■ Work to complete: Drop the images; return everything else in the listing below exactly.

━━━ Given information ━━━

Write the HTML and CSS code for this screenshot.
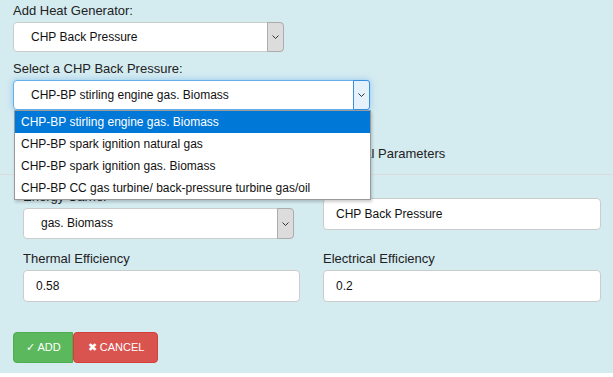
FILE: index.html
```html
<!DOCTYPE html>
<html lang="en">
<head>
    <meta charset="UTF-8">
    <meta name="viewport" content="width=device-width, initial-scale=1.0">
    <title>Add Heat Generator</title>
    <link rel="stylesheet" href="styles.css">
</head>
<body>
    <div class="panel">
        <label class="field-label">Add Heat Generator:</label>
        <div class="select select-gen">
            <span class="select-value">CHP Back Pressure</span>
            <span class="select-arrow"><svg width="7" height="4" viewBox="0 0 7 4"><polyline points="0.5,0.5 3.5,3.5 6.5,0.5" fill="none" stroke="#333" stroke-width="1"/></svg></span>
        </div>

        <label class="field-label second">Select a CHP Back Pressure:</label>
        <div class="select select-type is-open">
            <span class="select-value">CHP-BP stirling engine gas. Biomass</span>
            <span class="select-arrow"><svg width="7" height="4" viewBox="0 0 7 4"><polyline points="0.5,0.5 3.5,3.5 6.5,0.5" fill="none" stroke="#333" stroke-width="1"/></svg></span>
            <ul class="select-options">
                <li class="selected">CHP-BP stirling engine gas. Biomass</li>
                <li>CHP-BP spark ignition natural gas</li>
                <li>CHP-BP spark ignition gas. Biomass</li>
                <li>CHP-BP CC gas turbine/ back-pressure turbine gas/oil</li>
            </ul>
        </div>

        <ul class="tabs">
            <li>General</li>
            <li>Economical Parameters</li>
            <li>Technical Parameters</li>
        </ul>

        <div class="tab-content">
            <div class="form-grid">
                <div class="form-group">
                    <label class="field-label">Energy Carrier</label>
                    <div class="select select-carrier">
                        <span class="select-value">gas. Biomass</span>
                        <span class="select-arrow"><svg width="7" height="4" viewBox="0 0 7 4"><polyline points="0.5,0.5 3.5,3.5 6.5,0.5" fill="none" stroke="#333" stroke-width="1"/></svg></span>
                    </div>
                </div>
                <div class="form-group name-group">
                    <div class="input">CHP Back Pressure</div>
                </div>
                <div class="form-group">
                    <label class="field-label">Thermal Efficiency</label>
                    <div class="input">0.58</div>
                </div>
                <div class="form-group">
                    <label class="field-label">Electrical Efficiency</label>
                    <div class="input">0.2</div>
                </div>
            </div>
        </div>

        <div class="actions">
            <button class="btn btn-add">&#10003; ADD</button>
            <button class="btn btn-cancel">&#10006; CANCEL</button>
        </div>
    </div>
</body>
</html>
```

FILE: styles.css
```css
body {
    margin: 0;
    background: #fff;
    font-family: "Liberation Sans", Arial, sans-serif;
    color: #222;
}
.panel {
    box-sizing: border-box;
    height: 373px;
    padding: 3px 0 0 13px;
    background: #d4ebf0;
}
.field-label {
    display: block;
    font-size: 13px;
    line-height: 16px;
    margin-bottom: 3px;
}
.field-label.second { margin-top: 9px; }

.select {
    position: relative;
    box-sizing: border-box;
    display: flex;
    height: 30px;
    background: white;
    border: 1px solid #ccc;
    border-radius: 4px;
    font-size: 12px;
    color: #111;
}
.select-value {
    flex: 1;
    padding-left: 17px;
    line-height: 28px;
    white-space: nowrap;
}
.select-arrow {
    display: flex;
    align-items: center;
    justify-content: center;
    width: 15px;
    margin: -1px -1px -1px 0;
    background: #dcdcdc;
    border: 1px solid #acacac;
    border-radius: 0 4px 4px 0;
}
.select-gen { width: 271px; }
.select-type {
    width: 357px;
    border-color: #66afe9;
    box-shadow: 0 0 6px rgba(102, 175, 233, 0.6);
}
.select-type .select-arrow {
    background: #e5f1fb;
    border-color: #3a8ee0;
    border-radius: 0 3px 3px 0;
}
.select-options {
    position: absolute;
    top: calc(100% + 1px);
    left: 0;
    z-index: 5;
    box-sizing: border-box;
    width: 357px;
    margin: 0;
    padding: 0;
    list-style: none;
    background: white;
    border: 1px solid #9a9a9a;
    box-shadow: 1px 2px 3px rgba(0,0,0,0.2);
}
.select-options li {
    height: 22px;
    line-height: 22px;
    padding-left: 6px;
    font-size: 12px;
    color: #111;
}
.select-options li.selected {
    background: #0078d7;
    color: white;
}

.tabs {
    display: flex;
    margin: 24px 0 0 -13px;
    padding: 0 0 0 13px;
    list-style: none;
    border-bottom: 1px solid #dcdcdc;
}
.tabs li {
    padding: 10px 15px;
    line-height: 20px;
    font-size: 13px;
    margin-right: 24px;
}

.tab-content {
    padding: 14px 12px 0 10px;
}
.form-grid {
    display: grid;
    grid-template-columns: 277px 278px;
    column-gap: 23px;
    row-gap: 12px;
}
.name-group { padding-top: 9px; }
.select-carrier { width: 271px; height: 31px; }
.select-carrier .select-value { line-height: 29px; }
.input {
    box-sizing: border-box;
    height: 32px;
    padding-left: 12px;
    line-height: 30px;
    background: white;
    border: 1px solid #ccc;
    border-radius: 4px;
    font-size: 12px;
    color: #111;
}

.actions {
    display: flex;
    margin-top: 30px;
}
.btn {
    box-sizing: border-box;
    height: 31px;
    padding: 0 13px 0 14px;
    border: 1px solid;
    border-radius: 4px;
    color: white;
    font-family: "Liberation Sans", Arial, sans-serif;
    font-size: 11px;
    cursor: pointer;
}
.btn-add {
    padding: 0 11px 0 12px;
    background: #5cb85c;
    border-color: #4cae4c;
    border-radius: 4px 0 0 4px;
}
.btn-cancel {
    background: #d9534f;
    border-color: #d43f3a;
}
```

━━━

■ Expected output:
Write the HTML and CSS code for this screenshot.
FILE: index.html
```html
<!DOCTYPE html>
<html lang="en">
<head>
    <meta charset="UTF-8">
    <meta name="viewport" content="width=device-width, initial-scale=1.0">
    <title>Add Heat Generator</title>
    <link rel="stylesheet" href="styles.css">
</head>
<body>
    <div class="panel">
        <label class="field-label">Add Heat Generator:</label>
        <div class="select select-gen">
            <span class="select-value">CHP Back Pressure</span>
            <span class="select-arrow"><svg width="7" height="4" viewBox="0 0 7 4"><polyline points="0.5,0.5 3.5,3.5 6.5,0.5" fill="none" stroke="#333" stroke-width="1"/></svg></span>
        </div>

        <label class="field-label second">Select a CHP Back Pressure:</label>
        <div class="select select-type is-open">
            <span class="select-value">CHP-BP stirling engine gas. Biomass</span>
            <span class="select-arrow"><svg width="7" height="4" viewBox="0 0 7 4"><polyline points="0.5,0.5 3.5,3.5 6.5,0.5" fill="none" stroke="#333" stroke-width="1"/></svg></span>
            <ul class="select-options">
                <li class="selected">CHP-BP stirling engine gas. Biomass</li>
                <li>CHP-BP spark ignition natural gas</li>
                <li>CHP-BP spark ignition gas. Biomass</li>
                <li>CHP-BP CC gas turbine/ back-pressure turbine gas/oil</li>
            </ul>
        </div>

        <ul class="tabs">
            <li>General</li>
            <li>Economical Parameters</li>
            <li>Technical Parameters</li>
        </ul>

        <div class="tab-content">
            <div class="form-grid">
                <div class="form-group">
                    <label class="field-label">Energy Carrier</label>
                    <div class="select select-carrier">
                        <span class="select-value">gas. Biomass</span>
                        <span class="select-arrow"><svg width="7" height="4" viewBox="0 0 7 4"><polyline points="0.5,0.5 3.5,3.5 6.5,0.5" fill="none" stroke="#333" stroke-width="1"/></svg></span>
                    </div>
                </div>
                <div class="form-group name-group">
                    <div class="input">CHP Back Pressure</div>
                </div>
                <div class="form-group">
                    <label class="field-label">Thermal Efficiency</label>
                    <div class="input">0.58</div>
                </div>
                <div class="form-group">
                    <label class="field-label">Electrical Efficiency</label>
                    <div class="input">0.2</div>
                </div>
            </div>
        </div>

        <div class="actions">
            <button class="btn btn-add">&#10003; ADD</button>
            <button class="btn btn-cancel">&#10006; CANCEL</button>
        </div>
    </div>
</body>
</html>
```

FILE: styles.css
```css
body {
    margin: 0;
    background: #fff;
    font-family: "Liberation Sans", Arial, sans-serif;
    color: #222;
}
.panel {
    box-sizing: border-box;
    height: 373px;
    padding: 3px 0 0 13px;
    background: #d4ebf0;
}
.field-label {
    display: block;
    font-size: 13px;
    line-height: 16px;
    margin-bottom: 3px;
}
.field-label.second { margin-top: 9px; }

.select {
    position: relative;
    box-sizing: border-box;
    display: flex;
    height: 30px;
    background: white;
    border: 1px solid #ccc;
    border-radius: 4px;
    font-size: 12px;
    color: #111;
}
.select-value {
    flex: 1;
    padding-left: 17px;
    line-height: 28px;
    white-space: nowrap;
}
.select-arrow {
    display: flex;
    align-items: center;
    justify-content: center;
    width: 15px;
    margin: -1px -1px -1px 0;
    background: #dcdcdc;
    border: 1px solid #acacac;
    border-radius: 0 4px 4px 0;
}
.select-gen { width: 271px; }
.select-type {
    width: 357px;
    border-color: #66afe9;
    box-shadow: 0 0 6px rgba(102, 175, 233, 0.6);
}
.select-type .select-arrow {
    background: #e5f1fb;
    border-color: #3a8ee0;
    border-radius: 0 3px 3px 0;
}
.select-options {
    position: absolute;
    top: calc(100% + 1px);
    left: 0;
    z-index: 5;
    box-sizing: border-box;
    width: 357px;
    margin: 0;
    padding: 0;
    list-style: none;
    background: white;
    border: 1px solid #9a9a9a;
    box-shadow: 1px 2px 3px rgba(0,0,0,0.2);
}
.select-options li {
    height: 22px;
    line-height: 22px;
    padding-left: 6px;
    font-size: 12px;
    color: #111;
}
.select-options li.selected {
    background: #0078d7;
    color: white;
}

.tabs {
    display: flex;
    margin: 24px 0 0 -13px;
    padding: 0 0 0 13px;
    list-style: none;
    border-bottom: 1px solid #dcdcdc;
}
.tabs li {
    padding: 10px 15px;
    line-height: 20px;
    font-size: 13px;
    margin-right: 24px;
}

.tab-content {
    padding: 14px 12px 0 10px;
}
.form-grid {
    display: grid;
    grid-template-columns: 277px 278px;
    column-gap: 23px;
    row-gap: 12px;
}
.name-group { padding-top: 9px; }
.select-carrier { width: 271px; height: 31px; }
.select-carrier .select-value { line-height: 29px; }
.input {
    box-sizing: border-box;
    height: 32px;
    padding-left: 12px;
    line-height: 30px;
    background: white;
    border: 1px solid #ccc;
    border-radius: 4px;
    font-size: 12px;
    color: #111;
}

.actions {
    display: flex;
    margin-top: 30px;
}
.btn {
    box-sizing: border-box;
    height: 31px;
    padding: 0 13px 0 14px;
    border: 1px solid;
    border-radius: 4px;
    color: white;
    font-family: "Liberation Sans", Arial, sans-serif;
    font-size: 11px;
    cursor: pointer;
}
.btn-add {
    padding: 0 11px 0 12px;
    background: #5cb85c;
    border-color: #4cae4c;
    border-radius: 4px 0 0 4px;
}
.btn-cancel {
    background: #d9534f;
    border-color: #d43f3a;
}
```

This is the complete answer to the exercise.